Address Residential Units. This table contains residential units and attributes of Address points, created as part of the Master Address Repository (MAR) for the D.C. Residential units can be condominiums or also apartments. Office of the Chief Technology Officer (OCTO) and DC Department of Consumer and Regulatory Affairs . It contains the addresses in the District of Columbia which are typically placed on the buildings.
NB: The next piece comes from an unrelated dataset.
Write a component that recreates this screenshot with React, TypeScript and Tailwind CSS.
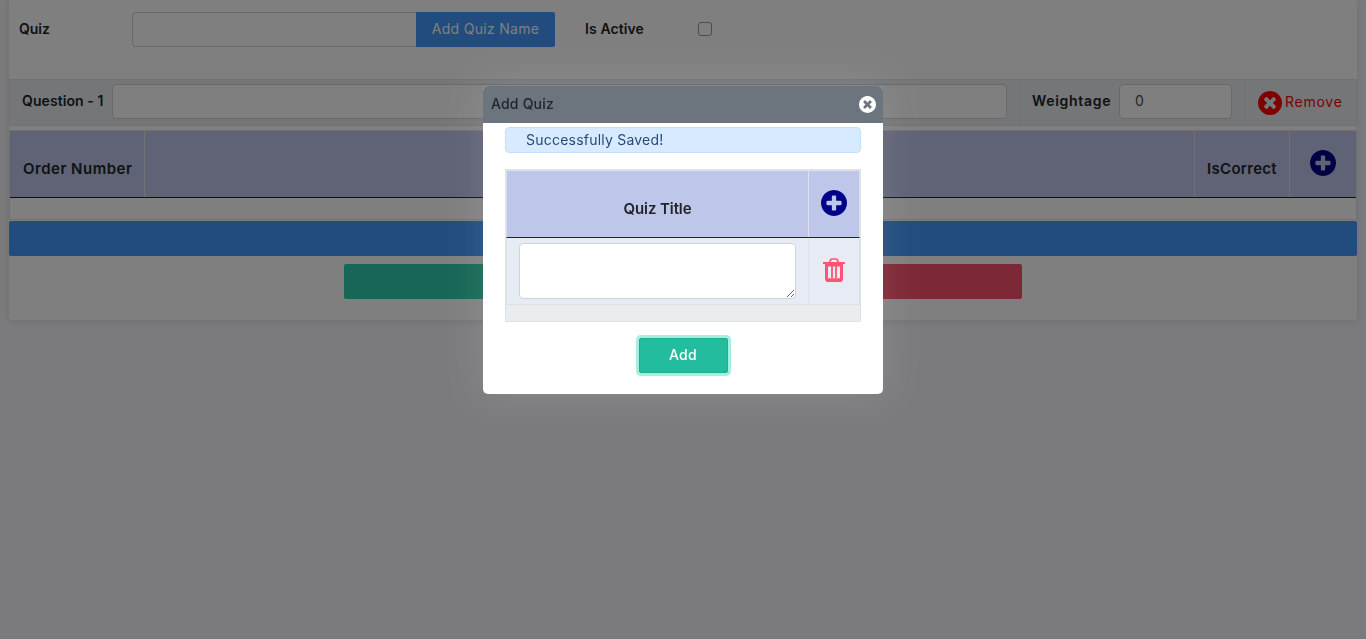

More information on the MAR can be found at http://dcgis.dc.gov.

In [None]:
aru_url = "https://opendata.arcgis.com/datasets/c3c0ae91dca54c5d9ce56962fa0dd645_68.csv"
aru_file = os.path.join(DATA_DIR, "address_residential_unit.csv")

In [None]:
get_data(DATA_DIR, aru_url, aru_file)

In [None]:
aru_df = pd.read_csv(aru_file)

In [None]:
aru_df.head()

In [None]:
aru_df.shape

In [None]:
aru_df.info()

In [None]:
df['SSL'].isin(aru_df['SSL']).value_counts()

In [None]:
condos = pd.merge(df, aru_df, on='SSL')

In [None]:
condos.shape

In [None]:
condos.head()

In [None]:
condos.info()

In [None]:
print(condos.UNITTYPE.value_counts())
print('\n')
print(condos.STATUS.value_counts())

In [None]:
condos = condos[condos.STATUS != 'RETIRE']

In [None]:
condos.drop(['OBJECTID', 'STATUS', 'UNITTYPE', 'METADATA_ID'], axis=1, inplace=True)

In [None]:
condos.info()

In [None]:
mar_file = os.path.join(DATA_DIR, "addresses.xlsx")
writer = pd.ExcelWriter(mar_file)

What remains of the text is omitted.